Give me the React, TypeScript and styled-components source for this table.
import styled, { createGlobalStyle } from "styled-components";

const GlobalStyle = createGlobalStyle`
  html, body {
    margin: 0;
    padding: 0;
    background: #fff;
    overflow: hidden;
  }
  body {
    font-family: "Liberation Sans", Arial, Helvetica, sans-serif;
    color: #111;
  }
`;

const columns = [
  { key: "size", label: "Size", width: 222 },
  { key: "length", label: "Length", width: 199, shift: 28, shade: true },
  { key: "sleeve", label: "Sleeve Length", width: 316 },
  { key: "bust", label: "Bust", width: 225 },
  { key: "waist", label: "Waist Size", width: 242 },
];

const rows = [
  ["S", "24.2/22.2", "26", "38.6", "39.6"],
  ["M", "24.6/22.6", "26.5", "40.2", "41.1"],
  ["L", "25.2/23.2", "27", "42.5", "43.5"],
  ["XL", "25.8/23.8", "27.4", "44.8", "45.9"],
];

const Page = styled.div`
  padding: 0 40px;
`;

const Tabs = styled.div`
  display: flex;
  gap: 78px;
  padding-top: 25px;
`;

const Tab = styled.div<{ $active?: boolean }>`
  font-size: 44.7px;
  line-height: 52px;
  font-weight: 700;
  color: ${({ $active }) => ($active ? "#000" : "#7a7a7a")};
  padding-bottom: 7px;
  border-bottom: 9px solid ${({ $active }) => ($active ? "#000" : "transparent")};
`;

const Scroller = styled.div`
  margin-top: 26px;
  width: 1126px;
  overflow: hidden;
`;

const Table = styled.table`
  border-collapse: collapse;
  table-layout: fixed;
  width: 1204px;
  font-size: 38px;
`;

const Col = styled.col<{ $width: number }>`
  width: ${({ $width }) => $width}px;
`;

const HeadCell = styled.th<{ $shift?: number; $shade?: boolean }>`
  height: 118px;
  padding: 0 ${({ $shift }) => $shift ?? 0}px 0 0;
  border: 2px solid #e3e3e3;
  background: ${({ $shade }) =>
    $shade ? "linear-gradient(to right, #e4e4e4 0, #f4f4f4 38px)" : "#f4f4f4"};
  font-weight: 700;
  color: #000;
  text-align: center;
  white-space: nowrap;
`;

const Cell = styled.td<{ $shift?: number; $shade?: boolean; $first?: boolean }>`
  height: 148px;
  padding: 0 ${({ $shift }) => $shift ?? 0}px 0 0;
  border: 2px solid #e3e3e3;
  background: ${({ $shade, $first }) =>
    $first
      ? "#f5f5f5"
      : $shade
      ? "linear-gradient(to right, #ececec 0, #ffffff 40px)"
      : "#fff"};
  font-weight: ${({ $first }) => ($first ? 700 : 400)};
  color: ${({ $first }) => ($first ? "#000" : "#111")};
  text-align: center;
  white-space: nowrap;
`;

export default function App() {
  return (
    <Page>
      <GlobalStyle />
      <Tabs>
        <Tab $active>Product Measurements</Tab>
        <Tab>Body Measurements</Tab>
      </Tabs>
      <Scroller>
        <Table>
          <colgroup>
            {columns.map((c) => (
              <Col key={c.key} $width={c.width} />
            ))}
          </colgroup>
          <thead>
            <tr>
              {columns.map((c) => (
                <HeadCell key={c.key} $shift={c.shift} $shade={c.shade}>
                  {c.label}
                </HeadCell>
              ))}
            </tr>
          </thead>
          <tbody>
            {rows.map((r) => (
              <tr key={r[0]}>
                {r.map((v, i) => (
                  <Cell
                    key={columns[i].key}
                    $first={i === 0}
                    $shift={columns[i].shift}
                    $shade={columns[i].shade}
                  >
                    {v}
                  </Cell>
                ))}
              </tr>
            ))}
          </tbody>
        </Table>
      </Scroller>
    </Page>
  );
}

Instruction » Copy out each line exactly as written.

Answer below »
Give me the React, TypeScript and styled-components source for this table.
import styled, { createGlobalStyle } from "styled-components";

const GlobalStyle = createGlobalStyle`
  html, body {
    margin: 0;
    padding: 0;
    background: #fff;
    overflow: hidden;
  }
  body {
    font-family: "Liberation Sans", Arial, Helvetica, sans-serif;
    color: #111;
  }
`;

const columns = [
  { key: "size", label: "Size", width: 222 },
  { key: "length", label: "Length", width: 199, shift: 28, shade: true },
  { key: "sleeve", label: "Sleeve Length", width: 316 },
  { key: "bust", label: "Bust", width: 225 },
  { key: "waist", label: "Waist Size", width: 242 },
];

const rows = [
  ["S", "24.2/22.2", "26", "38.6", "39.6"],
  ["M", "24.6/22.6", "26.5", "40.2", "41.1"],
  ["L", "25.2/23.2", "27", "42.5", "43.5"],
  ["XL", "25.8/23.8", "27.4", "44.8", "45.9"],
];

const Page = styled.div`
  padding: 0 40px;
`;

const Tabs = styled.div`
  display: flex;
  gap: 78px;
  padding-top: 25px;
`;

const Tab = styled.div<{ $active?: boolean }>`
  font-size: 44.7px;
  line-height: 52px;
  font-weight: 700;
  color: ${({ $active }) => ($active ? "#000" : "#7a7a7a")};
  padding-bottom: 7px;
  border-bottom: 9px solid ${({ $active }) => ($active ? "#000" : "transparent")};
`;

const Scroller = styled.div`
  margin-top: 26px;
  width: 1126px;
  overflow: hidden;
`;

const Table = styled.table`
  border-collapse: collapse;
  table-layout: fixed;
  width: 1204px;
  font-size: 38px;
`;

const Col = styled.col<{ $width: number }>`
  width: ${({ $width }) => $width}px;
`;

const HeadCell = styled.th<{ $shift?: number; $shade?: boolean }>`
  height: 118px;
  padding: 0 ${({ $shift }) => $shift ?? 0}px 0 0;
  border: 2px solid #e3e3e3;
  background: ${({ $shade }) =>
    $shade ? "linear-gradient(to right, #e4e4e4 0, #f4f4f4 38px)" : "#f4f4f4"};
  font-weight: 700;
  color: #000;
  text-align: center;
  white-space: nowrap;
`;

const Cell = styled.td<{ $shift?: number; $shade?: boolean; $first?: boolean }>`
  height: 148px;
  padding: 0 ${({ $shift }) => $shift ?? 0}px 0 0;
  border: 2px solid #e3e3e3;
  background: ${({ $shade, $first }) =>
    $first
      ? "#f5f5f5"
      : $shade
      ? "linear-gradient(to right, #ececec 0, #ffffff 40px)"
      : "#fff"};
  font-weight: ${({ $first }) => ($first ? 700 : 400)};
  color: ${({ $first }) => ($first ? "#000" : "#111")};
  text-align: center;
  white-space: nowrap;
`;

export default function App() {
  return (
    <Page>
      <GlobalStyle />
      <Tabs>
        <Tab $active>Product Measurements</Tab>
        <Tab>Body Measurements</Tab>
      </Tabs>
      <Scroller>
        <Table>
          <colgroup>
            {columns.map((c) => (
              <Col key={c.key} $width={c.width} />
            ))}
          </colgroup>
          <thead>
            <tr>
              {columns.map((c) => (
                <HeadCell key={c.key} $shift={c.shift} $shade={c.shade}>
                  {c.label}
                </HeadCell>
              ))}
            </tr>
          </thead>
          <tbody>
            {rows.map((r) => (
              <tr key={r[0]}>
                {r.map((v, i) => (
                  <Cell
                    key={columns[i].key}
                    $first={i === 0}
                    $shift={columns[i].shift}
                    $shade={columns[i].shade}
                  >
                    {v}
                  </Cell>
                ))}
              </tr>
            ))}
          </tbody>
        </Table>
      </Scroller>
    </Page>
  );
}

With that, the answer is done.